_Exercise description_: Everything from the first line of the data below through the line that contains "const ACTIONS = ['登陆密码', '修改头像', '退出']" should be written out exactly, please, and nothing more; the pictures stay out.

---*---

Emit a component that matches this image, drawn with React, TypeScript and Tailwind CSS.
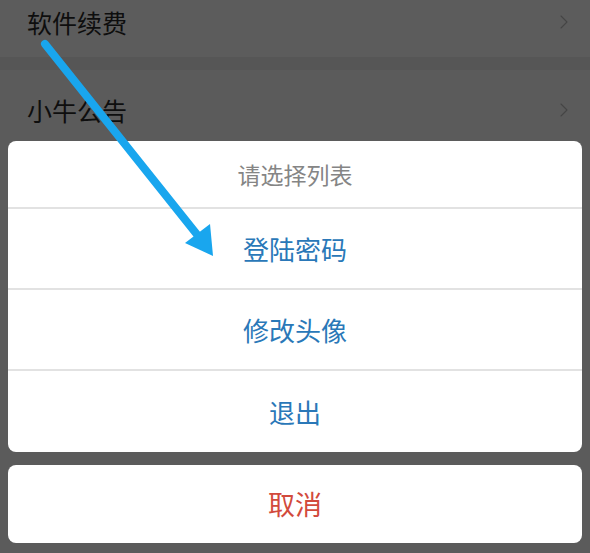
import { ChevronRight } from 'lucide-react'

const FONT = "font-['Noto_Sans_CJK_SC','Noto_Sans',sans-serif]"

const ACTIONS = ['登陆密码', '修改头像', '退出']

function SettingRow({ label, className }: { label: string; className: string }) {
  return (
    <div className={`flex items-center justify-between pl-[27px] pr-[14px] ${className}`}>
      <span className="text-[25px] text-[#0e0e0e] leading-none">{label}</span>
      <ChevronRight className="w-[24px] h-[24px] text-[#454545]" strokeWidth={1.1} />
    </div>
  )
}

function Arrow() {
  return (
    <svg className="absolute left-0 top-0 pointer-events-none" width="590" height="553" viewBox="0 0 590 553">
      <line x1="45" y1="44" x2="199" y2="237" stroke="#19a6ee" strokeWidth="8" strokeLinecap="round" />
      <polygon points="213,256 185,243 210,224" fill="#19a6ee" />
    </svg>
  )
}

export default function App() {
  return (
    <div className={`relative w-[590px] h-[553px] overflow-hidden bg-[#5b5b5b] ${FONT}`}>
      {/* page underneath the dim overlay */}
      <div className="flex flex-col">
        <SettingRow label="软件续费" className="h-[57px] pb-[13px] bg-[#5c5c5c]" />
        <div className="h-[13px] bg-[#565656]" />
        <SettingRow label="小牛公告" className="h-[80px] bg-[#5b5b5b]" />
      </div>

      {/* action sheet */}
      <div className="absolute inset-0 flex flex-col justify-end px-[8px] pb-[10px] gap-[13px]">
        <div className="bg-white rounded-[8px] overflow-hidden flex flex-col">
          <div className="h-[68px] flex items-center justify-center text-[23px] text-[#858585] border-b-[2px] border-[#e2e2e2]">
            请选择列表
          </div>
          {ACTIONS.map((a, i) => (
            <div
              key={a}
              className={`h-[81px] flex items-center justify-center text-[26px] text-[#2a78b8] ${
                i < ACTIONS.length - 1 ? 'border-b-[2px] border-[#e2e2e2]' : ''
              }`}
            >
              {a}
            </div>
          ))}
        </div>
        <div className="h-[78px] bg-white rounded-[8px] flex items-center justify-center text-[27px] text-[#d24a3c]">
          取消
        </div>
      </div>

      <Arrow />
    </div>
  )
}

---*---

_Answer to the task_:
Emit a component that matches this image, drawn with React, TypeScript and Tailwind CSS.
import { ChevronRight } from 'lucide-react'

const FONT = "font-['Noto_Sans_CJK_SC','Noto_Sans',sans-serif]"

const ACTIONS = ['登陆密码', '修改头像', '退出']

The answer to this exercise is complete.